Investors are on alert for more vaccine news this week, Attrill added, “with Moderna expected to report Phase 3 results and Pfizer/BioNTech potentially applying for an emergency use authorisation by the end of the week.”

Further clarity on the election helped lift US index futures. S&P 500 futures jumped 28 points or 0.8 per cent after US media called Georgia for Joe Biden, giving the challenger a seemingly unassailable lead over President Donald Trump.

Going up

REITs led the rally, gaining 1.9 per cent. Mall operator Unibail-Rodamco-Westfield’s remarkable surge since last Monday’s Pfizer vaccine news continued with a jump of 9.3 per cent. Stockland gained 3 per cent, Scentre Group 2.7 per cent and Cromwell Property 2.6 per cent.

Fresh gains in oil ahead of an OPEC+ meeting this week helped lift the energy sector 1.6 per cent. Cooper Energy gained 2.9 per cent, Oil Search 2.7 per cent and Woodside 1.1 per cent. Brent crude climbed 27 cents or 0.6 per cent this morning to $US43.05 a barrel. OPEC and allied producers are expected announce a delay in lifting production caps due to expire in January.

ANZ rallied 2.6 per cent to its strongest level since June. CBA improved 1.9 per cent, NAB 1.8 per cent and Westpac 1.3 per cent. Macquarie Group lost 0.5 per cent as it traded without its dividend.

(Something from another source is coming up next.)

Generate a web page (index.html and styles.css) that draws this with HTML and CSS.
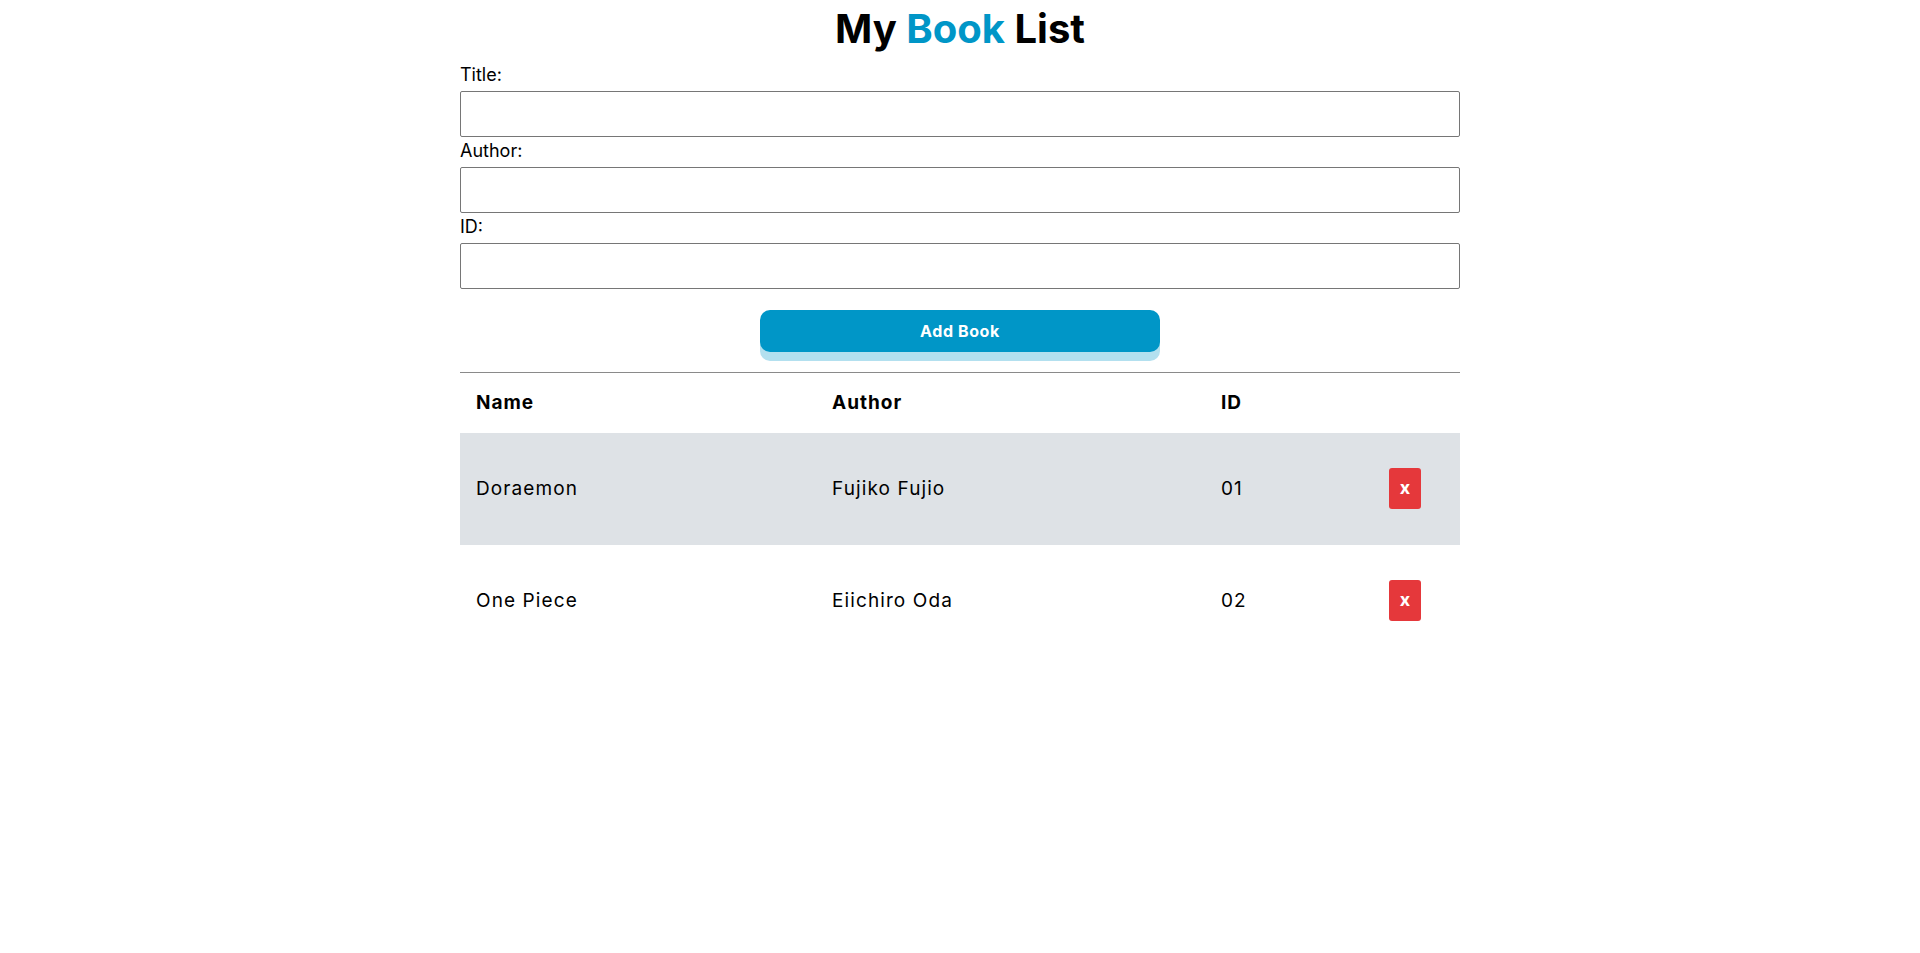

Global health giant CSL climbed 1.8 per cent on news it will build a new manufacturing facility in Melbourne to supply flu vaccines. Supported by a 10-year deal to supply the federal government, CSL will plough $800 million into the facility at the Melbourne Airport Business Park.

Suncorp climbed 1.1 per cent after restating its confidence its business insurance policies do not cover pandemics. A test case lodged by the Insurance Council of Australia is currently before the NSW Court of Appeal.

Going down

SkyCity Entertainment sank 4.1 per cent after announcing a major executive reshuffle. The gaming group said CEO Graeme Stephens would retire, along with CFO Rob Hamilton and Chief Marketing Officer Liza McNally. Nine Entertainment eased 1.8 per cent on news CEO Hugh Marks will stand down.

Elders eased 0.6 per cent from its highest level in almost a month despite releasing upbeat full-year figures as the agricultural sector recovered from a long-running drought. Underlying earnings increased by 62 per cent, boosting statutory after-tax profit 80 per cent to $122.9 million.

The tech sector faced mild downward pressure following the Nasdaq’s underperformance last week. Xero dropped 1.3 per cent, Altium 0.7 per cent and WiseTech 0.6 per cent.

Buy now pay later companies mostly retreated after ASIC opted against increasing regulation of the thriving sector. Splitit fell 1.1 per cent, Sezzle 1.4 per cent, Z1P Co 0.5 per cent and Afterpay 0.3 per cent. ASIC said regulatory changes already in train would “provide an opportunity for the industry to address consumer harm” after research showed one in five consumers were missing payments.

AusNet Services slid 2.3 per cent as it traded without its dividend. Toll road operator Transurban dipped 1.2 per cent.

Other markets

A positive morning on Asian markets saw China’s Shanghai Composite advance 0.2 per cent, Hong Kong’s Hang Seng 0.7 per cent and Japan’s Nikkei 1.6 per cent.

Gold rose $9.40 or 0.5 per cent to $US1,895.60 an ounce.

The dollar inched up 0.02 per cent to 72.9 US cents.

What’s hot today and what’s not

Hot today: The gold sector continues to consolidate. A little over a month after Saracen and Northern Star announced a ‘merger of equals’, Dacian Gold (ASX:DCN) and NTM Gold (ASX:NTM) announced a friendly merger. Dacian will offer one share for every 2.7 shares in neighbour NTM. The proposal has the support of NTM’s board and two of its largest shareholders. NTM’s Redcliffe Gold Project will be integrated with Dacian’s Mount Morgan operation. NTM shares jumped 42.1 per cent. Dacian shares dipped 1.4 per cent.

Not today: Shareholders in St George Mining (ASX:SGQ) sniffed at the latest drilling results from the Mt Alexander nickel sulphide project in WA. The most recent hole intersected the right type of rock, but not the massive sulphides the company hoped to strike. Executive Chairman John Prineas said the results had not undermined the company’s confidence in the project’s potential for massive nickel-copper sulphides. The share price sank 18.2 per cent.